[Exercise directions]: Copy the data exactly as it appears, and do not include any pictures.

____________________

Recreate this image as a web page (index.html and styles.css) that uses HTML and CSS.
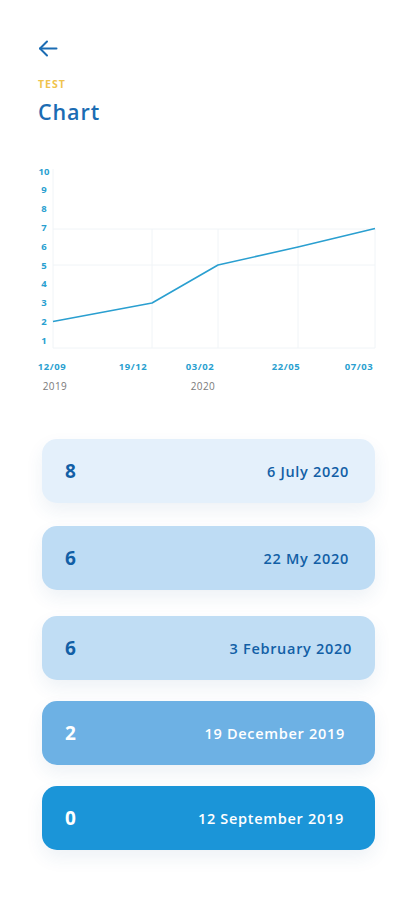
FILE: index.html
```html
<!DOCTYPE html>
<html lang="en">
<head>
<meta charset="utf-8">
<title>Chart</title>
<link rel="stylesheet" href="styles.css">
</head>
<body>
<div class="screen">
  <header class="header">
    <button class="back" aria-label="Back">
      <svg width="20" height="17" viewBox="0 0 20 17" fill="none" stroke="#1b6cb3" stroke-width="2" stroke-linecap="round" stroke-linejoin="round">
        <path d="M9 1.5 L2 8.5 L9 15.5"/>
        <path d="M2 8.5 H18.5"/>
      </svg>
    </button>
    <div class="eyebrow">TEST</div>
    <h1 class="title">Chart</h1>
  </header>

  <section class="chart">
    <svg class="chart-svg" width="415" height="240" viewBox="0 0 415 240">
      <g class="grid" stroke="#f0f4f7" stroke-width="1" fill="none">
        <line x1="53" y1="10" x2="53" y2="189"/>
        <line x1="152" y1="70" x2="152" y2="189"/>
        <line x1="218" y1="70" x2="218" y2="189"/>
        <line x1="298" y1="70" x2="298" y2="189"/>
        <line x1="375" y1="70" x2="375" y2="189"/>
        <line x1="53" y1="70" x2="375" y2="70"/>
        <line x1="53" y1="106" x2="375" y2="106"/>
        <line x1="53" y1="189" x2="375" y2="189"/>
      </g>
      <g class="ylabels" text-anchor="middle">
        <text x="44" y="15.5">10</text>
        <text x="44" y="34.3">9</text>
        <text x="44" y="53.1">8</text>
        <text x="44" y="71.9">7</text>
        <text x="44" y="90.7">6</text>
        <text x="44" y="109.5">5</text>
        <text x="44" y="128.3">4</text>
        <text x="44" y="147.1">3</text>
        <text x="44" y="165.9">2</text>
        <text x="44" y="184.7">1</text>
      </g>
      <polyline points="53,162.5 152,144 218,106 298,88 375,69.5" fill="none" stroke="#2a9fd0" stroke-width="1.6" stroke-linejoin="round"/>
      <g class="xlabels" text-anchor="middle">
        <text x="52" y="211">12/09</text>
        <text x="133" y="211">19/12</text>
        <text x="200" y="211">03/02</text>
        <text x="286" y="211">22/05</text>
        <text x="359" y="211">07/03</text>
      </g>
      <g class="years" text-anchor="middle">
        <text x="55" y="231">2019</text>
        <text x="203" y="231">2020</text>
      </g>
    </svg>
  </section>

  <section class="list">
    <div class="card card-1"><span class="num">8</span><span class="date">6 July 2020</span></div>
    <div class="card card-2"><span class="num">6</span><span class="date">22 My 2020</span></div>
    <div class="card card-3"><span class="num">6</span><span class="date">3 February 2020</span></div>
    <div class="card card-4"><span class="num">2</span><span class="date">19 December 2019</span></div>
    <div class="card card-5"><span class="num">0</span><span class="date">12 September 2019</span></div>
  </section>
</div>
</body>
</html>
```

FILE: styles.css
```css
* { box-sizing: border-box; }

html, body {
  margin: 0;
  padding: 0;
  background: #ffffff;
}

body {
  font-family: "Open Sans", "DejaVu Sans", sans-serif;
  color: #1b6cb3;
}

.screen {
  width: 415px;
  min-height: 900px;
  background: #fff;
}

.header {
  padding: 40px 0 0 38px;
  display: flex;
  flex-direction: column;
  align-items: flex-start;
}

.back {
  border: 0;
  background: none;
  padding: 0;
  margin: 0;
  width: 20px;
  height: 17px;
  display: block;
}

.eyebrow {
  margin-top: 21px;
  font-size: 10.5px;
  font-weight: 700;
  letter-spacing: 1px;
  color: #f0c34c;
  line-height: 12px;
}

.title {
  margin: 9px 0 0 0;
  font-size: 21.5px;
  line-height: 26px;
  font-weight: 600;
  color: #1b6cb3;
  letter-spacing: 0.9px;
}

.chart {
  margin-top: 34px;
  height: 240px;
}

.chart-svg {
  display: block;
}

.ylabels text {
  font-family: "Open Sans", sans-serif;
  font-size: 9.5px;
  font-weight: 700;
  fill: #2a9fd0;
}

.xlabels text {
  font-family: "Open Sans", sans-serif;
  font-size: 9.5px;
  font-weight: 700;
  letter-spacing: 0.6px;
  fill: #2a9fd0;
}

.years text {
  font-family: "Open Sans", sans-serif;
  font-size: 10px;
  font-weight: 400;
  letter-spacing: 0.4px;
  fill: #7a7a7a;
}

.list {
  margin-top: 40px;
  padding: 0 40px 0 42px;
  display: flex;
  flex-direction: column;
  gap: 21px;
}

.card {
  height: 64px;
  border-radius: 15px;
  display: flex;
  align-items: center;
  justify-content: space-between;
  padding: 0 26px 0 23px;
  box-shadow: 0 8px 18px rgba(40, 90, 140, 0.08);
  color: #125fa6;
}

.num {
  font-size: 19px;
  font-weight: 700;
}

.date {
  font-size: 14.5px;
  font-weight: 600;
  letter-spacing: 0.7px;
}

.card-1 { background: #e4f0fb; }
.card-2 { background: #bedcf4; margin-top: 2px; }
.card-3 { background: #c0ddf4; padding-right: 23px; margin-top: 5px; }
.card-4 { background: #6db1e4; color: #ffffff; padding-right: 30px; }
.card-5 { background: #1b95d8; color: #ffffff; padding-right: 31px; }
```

____________________

[Solution to the exercise]:
Recreate this image as a web page (index.html and styles.css) that uses HTML and CSS.
FILE: index.html
```html
<!DOCTYPE html>
<html lang="en">
<head>
<meta charset="utf-8">
<title>Chart</title>
<link rel="stylesheet" href="styles.css">
</head>
<body>
<div class="screen">
  <header class="header">
    <button class="back" aria-label="Back">
      <svg width="20" height="17" viewBox="0 0 20 17" fill="none" stroke="#1b6cb3" stroke-width="2" stroke-linecap="round" stroke-linejoin="round">
        <path d="M9 1.5 L2 8.5 L9 15.5"/>
        <path d="M2 8.5 H18.5"/>
      </svg>
    </button>
    <div class="eyebrow">TEST</div>
    <h1 class="title">Chart</h1>
  </header>

  <section class="chart">
    <svg class="chart-svg" width="415" height="240" viewBox="0 0 415 240">
      <g class="grid" stroke="#f0f4f7" stroke-width="1" fill="none">
        <line x1="53" y1="10" x2="53" y2="189"/>
        <line x1="152" y1="70" x2="152" y2="189"/>
        <line x1="218" y1="70" x2="218" y2="189"/>
        <line x1="298" y1="70" x2="298" y2="189"/>
        <line x1="375" y1="70" x2="375" y2="189"/>
        <line x1="53" y1="70" x2="375" y2="70"/>
        <line x1="53" y1="106" x2="375" y2="106"/>
        <line x1="53" y1="189" x2="375" y2="189"/>
      </g>
      <g class="ylabels" text-anchor="middle">
        <text x="44" y="15.5">10</text>
        <text x="44" y="34.3">9</text>
        <text x="44" y="53.1">8</text>
        <text x="44" y="71.9">7</text>
        <text x="44" y="90.7">6</text>
        <text x="44" y="109.5">5</text>
        <text x="44" y="128.3">4</text>
        <text x="44" y="147.1">3</text>
        <text x="44" y="165.9">2</text>
        <text x="44" y="184.7">1</text>
      </g>
      <polyline points="53,162.5 152,144 218,106 298,88 375,69.5" fill="none" stroke="#2a9fd0" stroke-width="1.6" stroke-linejoin="round"/>
      <g class="xlabels" text-anchor="middle">
        <text x="52" y="211">12/09</text>
        <text x="133" y="211">19/12</text>
        <text x="200" y="211">03/02</text>
        <text x="286" y="211">22/05</text>
        <text x="359" y="211">07/03</text>
      </g>
      <g class="years" text-anchor="middle">
        <text x="55" y="231">2019</text>
        <text x="203" y="231">2020</text>
      </g>
    </svg>
  </section>

  <section class="list">
    <div class="card card-1"><span class="num">8</span><span class="date">6 July 2020</span></div>
    <div class="card card-2"><span class="num">6</span><span class="date">22 My 2020</span></div>
    <div class="card card-3"><span class="num">6</span><span class="date">3 February 2020</span></div>
    <div class="card card-4"><span class="num">2</span><span class="date">19 December 2019</span></div>
    <div class="card card-5"><span class="num">0</span><span class="date">12 September 2019</span></div>
  </section>
</div>
</body>
</html>
```

FILE: styles.css
```css
* { box-sizing: border-box; }

html, body {
  margin: 0;
  padding: 0;
  background: #ffffff;
}

body {
  font-family: "Open Sans", "DejaVu Sans", sans-serif;
  color: #1b6cb3;
}

.screen {
  width: 415px;
  min-height: 900px;
  background: #fff;
}

.header {
  padding: 40px 0 0 38px;
  display: flex;
  flex-direction: column;
  align-items: flex-start;
}

.back {
  border: 0;
  background: none;
  padding: 0;
  margin: 0;
  width: 20px;
  height: 17px;
  display: block;
}

.eyebrow {
  margin-top: 21px;
  font-size: 10.5px;
  font-weight: 700;
  letter-spacing: 1px;
  color: #f0c34c;
  line-height: 12px;
}

.title {
  margin: 9px 0 0 0;
  font-size: 21.5px;
  line-height: 26px;
  font-weight: 600;
  color: #1b6cb3;
  letter-spacing: 0.9px;
}

.chart {
  margin-top: 34px;
  height: 240px;
}

.chart-svg {
  display: block;
}

.ylabels text {
  font-family: "Open Sans", sans-serif;
  font-size: 9.5px;
  font-weight: 700;
  fill: #2a9fd0;
}

.xlabels text {
  font-family: "Open Sans", sans-serif;
  font-size: 9.5px;
  font-weight: 700;
  letter-spacing: 0.6px;
  fill: #2a9fd0;
}

.years text {
  font-family: "Open Sans", sans-serif;
  font-size: 10px;
  font-weight: 400;
  letter-spacing: 0.4px;
  fill: #7a7a7a;
}

.list {
  margin-top: 40px;
  padding: 0 40px 0 42px;
  display: flex;
  flex-direction: column;
  gap: 21px;
}

.card {
  height: 64px;
  border-radius: 15px;
  display: flex;
  align-items: center;
  justify-content: space-between;
  padding: 0 26px 0 23px;
  box-shadow: 0 8px 18px rgba(40, 90, 140, 0.08);
  color: #125fa6;
}

.num {
  font-size: 19px;
  font-weight: 700;
}

.date {
  font-size: 14.5px;
  font-weight: 600;
  letter-spacing: 0.7px;
}

.card-1 { background: #e4f0fb; }
.card-2 { background: #bedcf4; margin-top: 2px; }
.card-3 { background: #c0ddf4; padding-right: 23px; margin-top: 5px; }
.card-4 { background: #6db1e4; color: #ffffff; padding-right: 30px; }
.card-5 { background: #1b95d8; color: #ffffff; padding-right: 31px; }
```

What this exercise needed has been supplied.